Input:

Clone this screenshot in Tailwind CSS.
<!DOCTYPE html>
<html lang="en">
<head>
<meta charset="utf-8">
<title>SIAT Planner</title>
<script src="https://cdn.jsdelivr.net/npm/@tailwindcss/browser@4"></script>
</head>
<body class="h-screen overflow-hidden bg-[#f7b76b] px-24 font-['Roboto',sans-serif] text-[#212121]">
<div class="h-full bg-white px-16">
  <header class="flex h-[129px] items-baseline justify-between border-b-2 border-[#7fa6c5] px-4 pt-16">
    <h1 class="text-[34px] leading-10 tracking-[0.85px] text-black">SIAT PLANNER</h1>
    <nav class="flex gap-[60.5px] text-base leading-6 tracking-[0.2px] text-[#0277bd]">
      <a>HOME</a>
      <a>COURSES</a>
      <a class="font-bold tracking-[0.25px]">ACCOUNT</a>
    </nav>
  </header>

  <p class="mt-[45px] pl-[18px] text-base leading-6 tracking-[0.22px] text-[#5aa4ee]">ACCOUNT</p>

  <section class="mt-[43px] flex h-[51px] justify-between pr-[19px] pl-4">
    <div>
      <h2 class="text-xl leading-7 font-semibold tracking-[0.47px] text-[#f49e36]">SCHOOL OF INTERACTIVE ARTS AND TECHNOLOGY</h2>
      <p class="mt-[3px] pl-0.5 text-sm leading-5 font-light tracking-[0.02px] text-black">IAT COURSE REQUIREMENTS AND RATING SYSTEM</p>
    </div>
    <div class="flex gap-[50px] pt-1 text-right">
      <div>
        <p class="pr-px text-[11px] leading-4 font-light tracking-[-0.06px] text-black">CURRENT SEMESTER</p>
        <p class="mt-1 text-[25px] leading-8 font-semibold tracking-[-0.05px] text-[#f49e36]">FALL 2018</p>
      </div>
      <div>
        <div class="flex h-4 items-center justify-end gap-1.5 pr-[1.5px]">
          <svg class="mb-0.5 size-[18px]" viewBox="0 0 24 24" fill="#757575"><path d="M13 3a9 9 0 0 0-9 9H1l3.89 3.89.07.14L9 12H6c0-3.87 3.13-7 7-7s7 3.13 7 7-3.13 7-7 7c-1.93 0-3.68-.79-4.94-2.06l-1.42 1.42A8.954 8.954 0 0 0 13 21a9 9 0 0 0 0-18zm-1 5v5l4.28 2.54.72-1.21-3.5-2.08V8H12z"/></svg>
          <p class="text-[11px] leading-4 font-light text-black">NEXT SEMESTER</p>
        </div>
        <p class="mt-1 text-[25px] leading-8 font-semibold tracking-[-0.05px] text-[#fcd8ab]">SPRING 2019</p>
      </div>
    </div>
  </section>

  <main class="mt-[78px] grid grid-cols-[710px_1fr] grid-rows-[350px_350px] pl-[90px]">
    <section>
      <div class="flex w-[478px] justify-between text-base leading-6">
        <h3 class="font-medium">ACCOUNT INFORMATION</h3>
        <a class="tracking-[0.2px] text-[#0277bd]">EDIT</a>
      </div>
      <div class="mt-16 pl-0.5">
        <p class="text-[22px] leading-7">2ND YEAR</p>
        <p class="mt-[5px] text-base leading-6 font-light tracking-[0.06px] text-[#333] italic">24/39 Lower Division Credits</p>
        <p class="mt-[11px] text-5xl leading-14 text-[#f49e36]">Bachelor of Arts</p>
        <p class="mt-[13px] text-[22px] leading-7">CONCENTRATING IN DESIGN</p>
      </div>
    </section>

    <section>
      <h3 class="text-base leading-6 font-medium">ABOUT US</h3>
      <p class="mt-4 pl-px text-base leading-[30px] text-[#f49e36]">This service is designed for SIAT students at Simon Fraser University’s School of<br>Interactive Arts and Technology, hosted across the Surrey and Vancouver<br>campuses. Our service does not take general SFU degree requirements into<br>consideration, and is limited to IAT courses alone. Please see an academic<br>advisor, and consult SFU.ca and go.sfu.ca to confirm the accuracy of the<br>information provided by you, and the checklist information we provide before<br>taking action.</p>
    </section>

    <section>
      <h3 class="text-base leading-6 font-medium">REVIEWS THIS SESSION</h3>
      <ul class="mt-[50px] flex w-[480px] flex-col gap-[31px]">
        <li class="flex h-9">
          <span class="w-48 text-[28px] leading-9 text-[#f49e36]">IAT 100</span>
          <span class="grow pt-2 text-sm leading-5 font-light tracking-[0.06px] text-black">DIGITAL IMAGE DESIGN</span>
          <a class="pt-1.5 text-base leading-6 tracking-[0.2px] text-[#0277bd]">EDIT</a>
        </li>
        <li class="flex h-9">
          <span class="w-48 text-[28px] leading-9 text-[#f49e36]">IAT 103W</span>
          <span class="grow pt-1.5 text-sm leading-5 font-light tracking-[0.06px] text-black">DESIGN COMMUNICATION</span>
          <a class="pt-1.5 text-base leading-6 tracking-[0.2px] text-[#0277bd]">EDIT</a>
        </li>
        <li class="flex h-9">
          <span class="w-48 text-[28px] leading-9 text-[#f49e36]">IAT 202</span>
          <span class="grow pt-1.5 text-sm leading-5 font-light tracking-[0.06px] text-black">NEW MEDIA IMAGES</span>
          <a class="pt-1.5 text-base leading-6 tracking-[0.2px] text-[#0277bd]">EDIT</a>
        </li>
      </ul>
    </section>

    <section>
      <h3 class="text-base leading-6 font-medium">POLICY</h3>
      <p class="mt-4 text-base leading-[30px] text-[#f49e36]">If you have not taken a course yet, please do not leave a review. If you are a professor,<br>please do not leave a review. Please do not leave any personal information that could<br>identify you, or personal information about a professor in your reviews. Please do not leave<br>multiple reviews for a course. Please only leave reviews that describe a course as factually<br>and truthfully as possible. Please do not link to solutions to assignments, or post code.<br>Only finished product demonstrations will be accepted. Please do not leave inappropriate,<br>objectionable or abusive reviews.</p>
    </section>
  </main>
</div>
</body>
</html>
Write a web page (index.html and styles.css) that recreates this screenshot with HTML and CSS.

Required task:
The entries above must be returned in full, exactly as shown.

Result of this task:
Clone this screenshot in Tailwind CSS.
<!DOCTYPE html>
<html lang="en">
<head>
<meta charset="utf-8">
<title>SIAT Planner</title>
<script src="https://cdn.jsdelivr.net/npm/@tailwindcss/browser@4"></script>
</head>
<body class="h-screen overflow-hidden bg-[#f7b76b] px-24 font-['Roboto',sans-serif] text-[#212121]">
<div class="h-full bg-white px-16">
  <header class="flex h-[129px] items-baseline justify-between border-b-2 border-[#7fa6c5] px-4 pt-16">
    <h1 class="text-[34px] leading-10 tracking-[0.85px] text-black">SIAT PLANNER</h1>
    <nav class="flex gap-[60.5px] text-base leading-6 tracking-[0.2px] text-[#0277bd]">
      <a>HOME</a>
      <a>COURSES</a>
      <a class="font-bold tracking-[0.25px]">ACCOUNT</a>
    </nav>
  </header>

  <p class="mt-[45px] pl-[18px] text-base leading-6 tracking-[0.22px] text-[#5aa4ee]">ACCOUNT</p>

  <section class="mt-[43px] flex h-[51px] justify-between pr-[19px] pl-4">
    <div>
      <h2 class="text-xl leading-7 font-semibold tracking-[0.47px] text-[#f49e36]">SCHOOL OF INTERACTIVE ARTS AND TECHNOLOGY</h2>
      <p class="mt-[3px] pl-0.5 text-sm leading-5 font-light tracking-[0.02px] text-black">IAT COURSE REQUIREMENTS AND RATING SYSTEM</p>
    </div>
    <div class="flex gap-[50px] pt-1 text-right">
      <div>
        <p class="pr-px text-[11px] leading-4 font-light tracking-[-0.06px] text-black">CURRENT SEMESTER</p>
        <p class="mt-1 text-[25px] leading-8 font-semibold tracking-[-0.05px] text-[#f49e36]">FALL 2018</p>
      </div>
      <div>
        <div class="flex h-4 items-center justify-end gap-1.5 pr-[1.5px]">
          <svg class="mb-0.5 size-[18px]" viewBox="0 0 24 24" fill="#757575"><path d="M13 3a9 9 0 0 0-9 9H1l3.89 3.89.07.14L9 12H6c0-3.87 3.13-7 7-7s7 3.13 7 7-3.13 7-7 7c-1.93 0-3.68-.79-4.94-2.06l-1.42 1.42A8.954 8.954 0 0 0 13 21a9 9 0 0 0 0-18zm-1 5v5l4.28 2.54.72-1.21-3.5-2.08V8H12z"/></svg>
          <p class="text-[11px] leading-4 font-light text-black">NEXT SEMESTER</p>
        </div>
        <p class="mt-1 text-[25px] leading-8 font-semibold tracking-[-0.05px] text-[#fcd8ab]">SPRING 2019</p>
      </div>
    </div>
  </section>

  <main class="mt-[78px] grid grid-cols-[710px_1fr] grid-rows-[350px_350px] pl-[90px]">
    <section>
      <div class="flex w-[478px] justify-between text-base leading-6">
        <h3 class="font-medium">ACCOUNT INFORMATION</h3>
        <a class="tracking-[0.2px] text-[#0277bd]">EDIT</a>
      </div>
      <div class="mt-16 pl-0.5">
        <p class="text-[22px] leading-7">2ND YEAR</p>
        <p class="mt-[5px] text-base leading-6 font-light tracking-[0.06px] text-[#333] italic">24/39 Lower Division Credits</p>
        <p class="mt-[11px] text-5xl leading-14 text-[#f49e36]">Bachelor of Arts</p>
        <p class="mt-[13px] text-[22px] leading-7">CONCENTRATING IN DESIGN</p>
      </div>
    </section>

    <section>
      <h3 class="text-base leading-6 font-medium">ABOUT US</h3>
      <p class="mt-4 pl-px text-base leading-[30px] text-[#f49e36]">This service is designed for SIAT students at Simon Fraser University’s School of<br>Interactive Arts and Technology, hosted across the Surrey and Vancouver<br>campuses. Our service does not take general SFU degree requirements into<br>consideration, and is limited to IAT courses alone. Please see an academic<br>advisor, and consult SFU.ca and go.sfu.ca to confirm the accuracy of the<br>information provided by you, and the checklist information we provide before<br>taking action.</p>
    </section>

    <section>
      <h3 class="text-base leading-6 font-medium">REVIEWS THIS SESSION</h3>
      <ul class="mt-[50px] flex w-[480px] flex-col gap-[31px]">
        <li class="flex h-9">
          <span class="w-48 text-[28px] leading-9 text-[#f49e36]">IAT 100</span>
          <span class="grow pt-2 text-sm leading-5 font-light tracking-[0.06px] text-black">DIGITAL IMAGE DESIGN</span>
          <a class="pt-1.5 text-base leading-6 tracking-[0.2px] text-[#0277bd]">EDIT</a>
        </li>
        <li class="flex h-9">
          <span class="w-48 text-[28px] leading-9 text-[#f49e36]">IAT 103W</span>
          <span class="grow pt-1.5 text-sm leading-5 font-light tracking-[0.06px] text-black">DESIGN COMMUNICATION</span>
          <a class="pt-1.5 text-base leading-6 tracking-[0.2px] text-[#0277bd]">EDIT</a>
        </li>
        <li class="flex h-9">
          <span class="w-48 text-[28px] leading-9 text-[#f49e36]">IAT 202</span>
          <span class="grow pt-1.5 text-sm leading-5 font-light tracking-[0.06px] text-black">NEW MEDIA IMAGES</span>
          <a class="pt-1.5 text-base leading-6 tracking-[0.2px] text-[#0277bd]">EDIT</a>
        </li>
      </ul>
    </section>

    <section>
      <h3 class="text-base leading-6 font-medium">POLICY</h3>
      <p class="mt-4 text-base leading-[30px] text-[#f49e36]">If you have not taken a course yet, please do not leave a review. If you are a professor,<br>please do not leave a review. Please do not leave any personal information that could<br>identify you, or personal information about a professor in your reviews. Please do not leave<br>multiple reviews for a course. Please only leave reviews that describe a course as factually<br>and truthfully as possible. Please do not link to solutions to assignments, or post code.<br>Only finished product demonstrations will be accepted. Please do not leave inappropriate,<br>objectionable or abusive reviews.</p>
    </section>
  </main>
</div>
</body>
</html>
Write a web page (index.html and styles.css) that recreates this screenshot with HTML and CSS.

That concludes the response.